In this work, we employed the SIE method, a scheme based on the full numerical solution of Maxwell’s equations, to study the effects of the coupling of dielectric spherical particles on signatures in infrared microspectroscopy. We showed that the wiggle structure of the extinction spectra is hardly affected by the coupling of the spheres unless the angle between the incident direction of the source and the plane where the spheres are located is large. This conclusion is also verified by the experimental results, where the incident radiation contains both normal and oblique incidences due to the use of a high numerical aperture in the infrared microscope. The results show that the current correction methods for infrared absorbance spectra, such as ME-EMSC, are valid for samples that contain multi-cell scatterers in the plane of the substrate.

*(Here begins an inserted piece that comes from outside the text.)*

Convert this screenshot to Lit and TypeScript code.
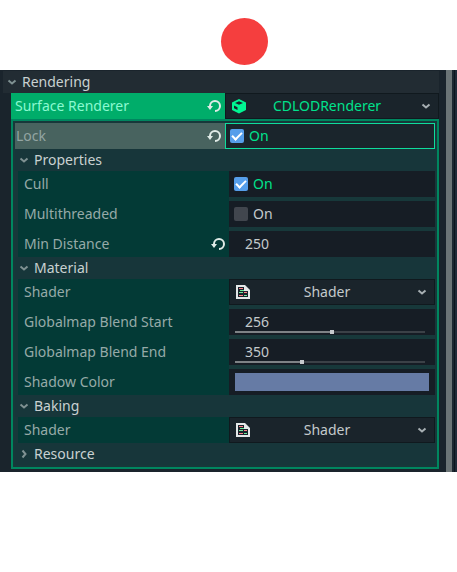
import { LitElement, html, css, svg, nothing, TemplateResult } from "lit";
import { customElement, state } from "lit/decorators.js";

const chevron = svg`<path d="M4.5 6.5 8 9.5l3.5-3" fill="none" stroke="currentColor" stroke-width="2"/>`;

const revertIcon = html`<svg viewBox="0 0 16 16" aria-hidden="true">
  <path fill="currentColor" d="M9 2a6 6 0 0 0-6 6H1l3 4 3-4H5a4 4 0 1 1 4 4v2A6 6 0 0 0 9 2z"/>
</svg>`;

const cubeIcon = html`<svg class="kind" viewBox="0 0 16 16" aria-hidden="true">
  <path fill="#00f693" d="M8 1 15 4.500v7.500L8 15.500 1 12V4.500z"/>
  <path fill="#18232b" d="M8 3.200 12 5 8 6.800 4 5zM3 7.500l3.500 1.700v2.800L3 10.300z"/>
</svg>`;

const shaderIcon = html`<svg class="kind" viewBox="0 0 16 16" aria-hidden="true">
  <path fill="#e4e8e9" d="M1 1h9l5 5v9H1z"/>
  <path fill="#18232b" d="M3 3h6v4h4v6H3z"/>
  <path stroke="#ff7f86" d="M4 4.500h4M9 8.500h3M4 11.500h4"/>
  <path stroke="#6fe89b" d="M5 6.500h4M4 8.500h4M9 11.500h3"/>
</svg>`;

@customElement("app-root")
export class AppRoot extends LitElement {
  static styles = css`
    :host {
      display: block;
      font: 14px/20px "Noto Sans", sans-serif;
      color: #c4cacc;
    }
    *, ::after { box-sizing: border-box; }
    .intro {
      display: flex;
      justify-content: center;
      align-items: flex-end;
      height: 70px;
      padding: 0 0 5px 32px;
      background: #fff;
    }
    .dot {
      width: 47px;
      height: 47px;
      border-radius: 50%;
      background: #f53e3e;
    }
    .inspector {
      display: flex;
      background: #1a242c;
    }
    .content {
      flex: 1;
      min-width: 0;
      padding: 1px 7px 3px 3px;
    }
    .scroll {
      width: 11px;
      border-left: 6px solid #6b7476;
      background: linear-gradient(90deg, #1d2831 2px, #0c151d 2px 3px, #202b38 3px);
    }
    .head {
      display: flex;
      align-items: center;
      width: 100%;
      height: 22px;
      margin: 0;
      padding: 0 3px 0 1px;
      border: 0;
      gap: 2px;
      background: #17363a;
      color: #c9d1d1;
      font: inherit;
      text-align: left;
    }
    .top { background: #222c33; }
    .head svg { width: 16px; height: 16px; color: #7f9192; }
    .head svg.closed { transform: rotate(-90deg); }
    .main { padding-left: 8px; }
    .row {
      display: grid;
      grid-template-columns: 1fr 1fr;
      height: 26px;
    }
    .name {
      display: flex;
      align-items: center;
      justify-content: space-between;
      min-width: 0;
      padding: 0 3px 0 1px;
      color: #96aaa8;
      white-space: nowrap;
    }
    .name button {
      display: flex;
      padding: 0;
      border: 0;
      background: none;
      color: #e0ebe7;
    }
    .name button svg { width: 16px; height: 16px; }
    .picked .name { padding-left: 4px; background: #00ad6a; color: #8bf9d0; }
    .hover .name { background: #48635f; color: #93a5a2; }
    .box {
      padding: 2px;
      border: 2px solid #00865f;
      background: #17383a;
    }
    .group {
      display: grid;
      gap: 4px;
      padding-left: 8px;
      background: linear-gradient(90deg, #17383a 3px, #033a36 3px calc(50% + 4px), #17383a 0);
    }
    .value {
      position: relative;
      display: flex;
      align-items: center;
      min-width: 0;
      background: #161d25;
    }
    .hover .value { border: 1px solid #0fdc9c; background: #1a252c; }
    .check {
      display: flex;
      align-items: center;
      gap: 5px;
      flex: 1;
      padding-left: 5px;
    }
    .hover .check { padding-left: 4px; }
    .check input {
      appearance: none;
      display: grid;
      width: 14px;
      height: 14px;
      margin: 0;
      border-radius: 2px;
      background: #41464e;
    }
    .check input:checked { background: #569eea; }
    .check input:checked::after {
      content: "";
      width: 10px;
      height: 6px;
      margin: 3px 0 0 2px;
      border: solid #fff;
      border-width: 0 0 2px 2px;
      transform: rotate(-45deg);
    }
    .check.on { color: #00e28c; }
    .drop { border: 1px solid #10191e; background: #1a242b; }
    .drop svg { position: absolute; width: 16px; height: 16px; top: 4px; pointer-events: none; }
    .drop .kind { left: 5px; }
    .drop .arrow { right: 4px; color: #a7afb3; }
    select {
      appearance: none;
      width: 100%;
      height: 24px;
      padding: 0 30px 0 20px;
      border: 0;
      background: none;
      color: inherit;
      font: inherit;
      text-align: center;
      text-align-last: center;
    }
    .picked .drop { color: #00e28c; }
    .num {
      width: 100%;
      height: 26px;
      padding: 0 16px 2px;
      border: 0;
      background: none;
      color: inherit;
      font: inherit;
    }
    .range {
      position: absolute;
      left: 6px;
      right: 10px;
      bottom: 1px;
      display: flex;
    }
    .range input {
      appearance: none;
      width: 100%;
      height: 4px;
      margin: 0;
      background: linear-gradient(90deg, #7d8286 var(--fill), #3b4147 0) center / 100% 2px no-repeat;
    }
    .range input::-webkit-slider-thumb {
      appearance: none;
      width: 4px;
      height: 4px;
      background: #c6cacd;
    }
    .color {
      appearance: none;
      width: 100%;
      height: 18px;
      margin: 0 6px;
      padding: 0;
      border: 0;
      background: none;
    }
    .color::-webkit-color-swatch-wrapper { padding: 0; }
    .color::-webkit-color-swatch { border: 0; border-radius: 0; }
    :focus { outline: none; }
  `;

  @state() private closed = new Set<string>(["Resource"]);
  @state() private flags: Record<string, boolean> = { lock: true, cull: true, threads: false };
  @state() private nums: Record<string, number> = { distance: 250, start: 256, end: 350 };

  private toggle(name: string) {
    const next = new Set(this.closed);
    if (!next.delete(name)) next.add(name);
    this.closed = next;
  }

  private head(name: string, cls = "") {
    const closed = this.closed.has(name);
    return html`<button class="head ${cls}" aria-expanded=${!closed} @click=${() => this.toggle(name)}>
      <svg class=${closed ? "closed" : ""} viewBox="0 0 16 16" aria-hidden="true">${chevron}</svg>${name}
    </button>`;
  }

  private section(name: string, rows: TemplateResult[]) {
    return html`${this.head(name)}${this.closed.has(name) ? nothing : html`<div class="group">${rows}</div>`}`;
  }

  private row(id: string, name: string, value: TemplateResult, cls = "", revert = false) {
    return html`<div class="row ${cls}">
      <div class="name">
        <label for=${id}>${name}</label>
        ${revert ? html`<button aria-label="Revert ${name}">${revertIcon}</button>` : nothing}
      </div>
      ${value}
    </div>`;
  }

  private check(id: string) {
    const on = this.flags[id];
    return html`<div class="value">
      <label class="check ${on ? "on" : ""}">
        <input id=${id} type="checkbox" .checked=${on}
          @change=${(e: Event) => (this.flags = { ...this.flags, [id]: (e.target as HTMLInputElement).checked })}>On
      </label>
    </div>`;
  }

  private drop(id: string, text: string, icon: TemplateResult) {
    return html`<div class="value drop">
      ${icon}
      <select id=${id}><option>${text}</option></select>
      <svg class="arrow" viewBox="0 0 16 16" aria-hidden="true">${chevron}</svg>
    </div>`;
  }

  private num(id: string, max = 0) {
    const v = this.nums[id];
    const set = (e: Event) =>
      (this.nums = { ...this.nums, [id]: Number((e.target as HTMLInputElement).value) || 0 });
    return html`<div class="value">
      <input class="num" id=${id} inputmode="numeric" .value=${String(v)} @change=${set}>
      ${max
        ? html`<div class="range"><input type="range" aria-label="${id} slider" min="0" max=${max}
            .value=${String(v)} style="--fill:${(v / max) * 100}%" @input=${set}></div>`
        : nothing}
    </div>`;
  }

  render() {
    return html`
      <div class="intro"><div class="dot"></div></div>
      <main class="inspector">
        <div class="content">
          ${this.head("Rendering", "top")}
          ${this.closed.has("Rendering") ? nothing : html`<div class="main">
            ${this.row("renderer", "Surface Renderer", this.drop("renderer", "CDLODRenderer", cubeIcon), "picked", true)}
            <div class="box">
              ${this.row("lock", "Lock", this.check("lock"), "hover", true)}
              ${this.section("Properties", [
                this.row("cull", "Cull", this.check("cull")),
                this.row("threads", "Multithreaded", this.check("threads")),
                this.row("distance", "Min Distance", this.num("distance"), "", true),
              ])}
              ${this.section("Material", [
                this.row("shader", "Shader", this.drop("shader", "Shader", shaderIcon)),
                this.row("start", "Globalmap Blend Start", this.num("start", 500)),
                this.row("end", "Globalmap Blend End", this.num("end", 1000)),
                this.row("shadow", "Shadow Color", html`<div class="value">
                  <input class="color" id="shadow" type="color" value="#667ba5"></div>`),
              ])}
              ${this.section("Baking", [
                this.row("baking", "Shader", this.drop("baking", "Shader", shaderIcon)),
              ])}
              ${this.section("Resource", [])}
            </div>
          </div>`}
        </div>
        <div class="scroll"></div>
      </main>
    `;
  }
}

Our findings are further supported by the practical experience with ME-EMSC, which has been successfully applied to cells in close vicinity to other cells²³. In addition, we showed that the ripple structure is significantly affected by the coupling of double-spheres when the polarization of the incident wave matches the resonance type of that ripple. Moreover, the ripple structure is more affected by the coupling of spheres in sphere arrays.

While the above conclusions refer to cells and carpets of cells in the plane of the substrate, the situation is completely different for overlapping cells, cells arranged on top of each other, or for multi-layered carpets of cells. In this case, both our analytical van-de-Hulst calculations as well as our simulations with oblique incidence indicate that strong coupling effects should occur resulting in strong scattering effects that, e.g., have the ability to change the frequency of Mie wiggles on which some spectral correction methods, such as ME-EMSC⁹, are based. Due to the difficulty of performing controlled experiments on stacked cells, or even stacked or overlapping micro-spheres, we are currently unable to present experimental evidence supporting our theoretical predictions concerning out-of-plane cells. Thus, we leave the experimental test of our out-of-plane predictions for future experimental work. Nevertheless, the results of this study, focused on in-plane cell arrangements, provide us with a deeper understanding of the properties of coupling effects of targets consisting of strings and arrays of spheres, and provide guidance in the proper extraction of information from samples of more complex structure and composition.